In terms of corporate structuring, residency permits, global payroll, and tax optimization, collaboratively designing which scenario (KK, GK, branch, EOR, hybrid structure) is most accurate according to your business model significantly reduces potential financial and legal risks.
9. Conclusion: How Should You Structure Your Japan Strategy as You Prepare for 2026?
As of 2026, Japan is not closing its doors to foreign investors; on the contrary, it is opening up space for structures that will genuinely operate and create employment. However:
- The rising capital and employment requirements for the Business Manager visa,
- The complex corporate + consumption tax system,
- E-invoicing, digital reporting, and strict bank compliance processes
mean that the cost of a “poorly structured entry plan” can be higher than ever.

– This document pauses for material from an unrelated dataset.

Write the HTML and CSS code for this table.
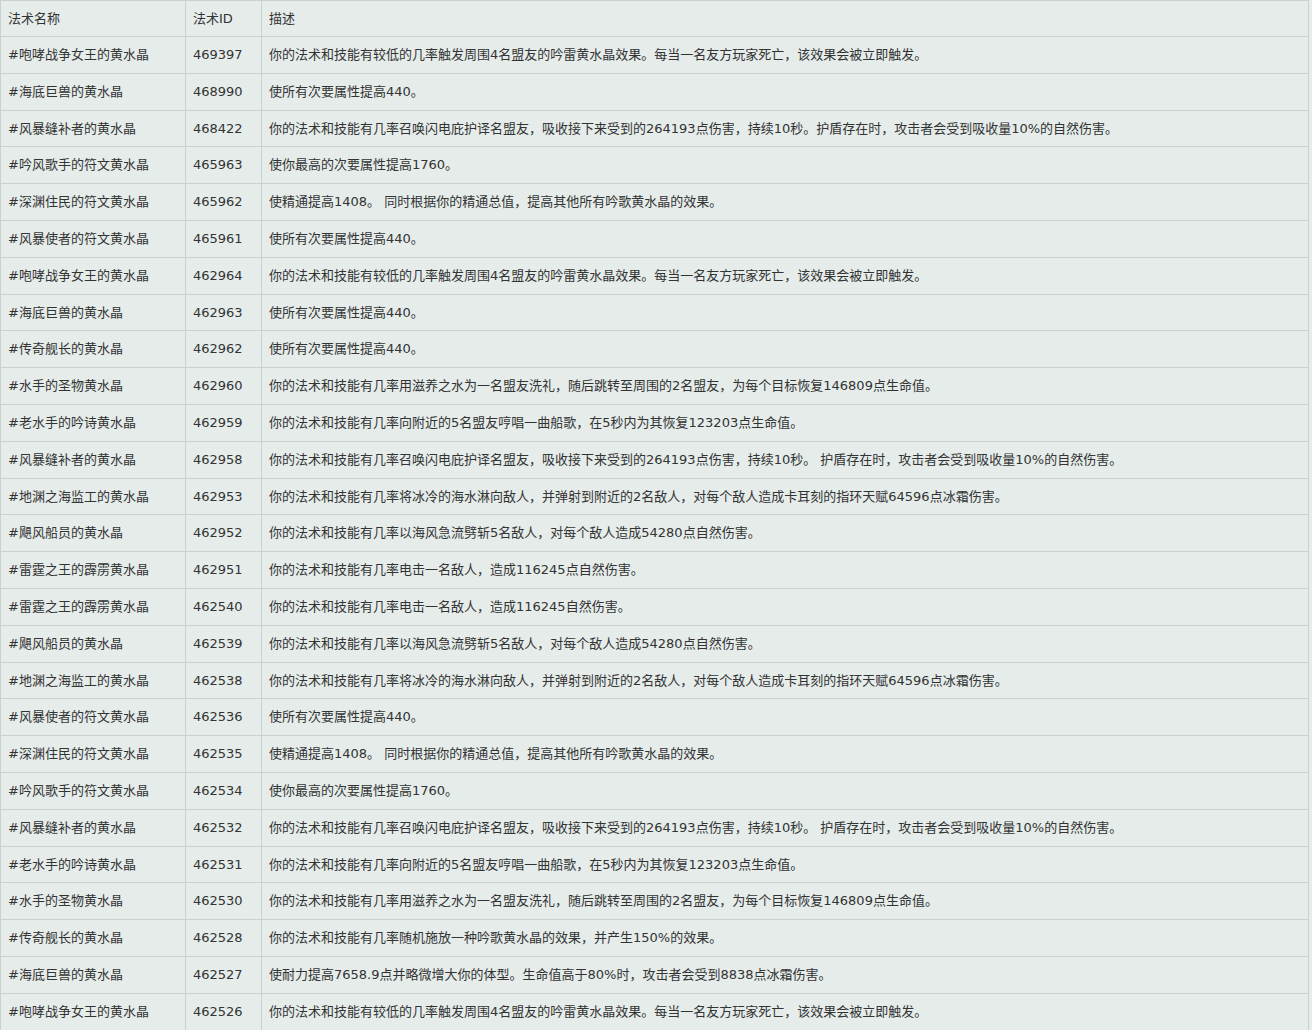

Therefore, before entering the Japanese market:
- Clarify your target business model (trade, technology, service, manufacturing),
- Holistically view the company type (KK/GK/branch), taxation, payroll, and visa requirements,
- If necessary, limit your risk with an initial EOR/payroll or local partner model,
- Then proceed to company establishment with the right timing
provides a more solid roadmap.
For details on tax and consumption tax, the Japanese National Tax Agency’s consumption tax guide is a good starting point; however, in practice, the structure and risk profile of each company differ.
Important Disclaimer
This text is a general informational document prepared based on updated international sources as of the end of 2025. It does not constitute legal, financial, or tax advice; it should not be relied upon as the sole basis for any investment or company establishment decision. Since tax, corporate law, and immigration legislation in Japan can be frequently updated, always check the current official legislation and statements from the relevant authorities before making decisions and seek professional support from a qualified financial advisor, lawyer, or consultant.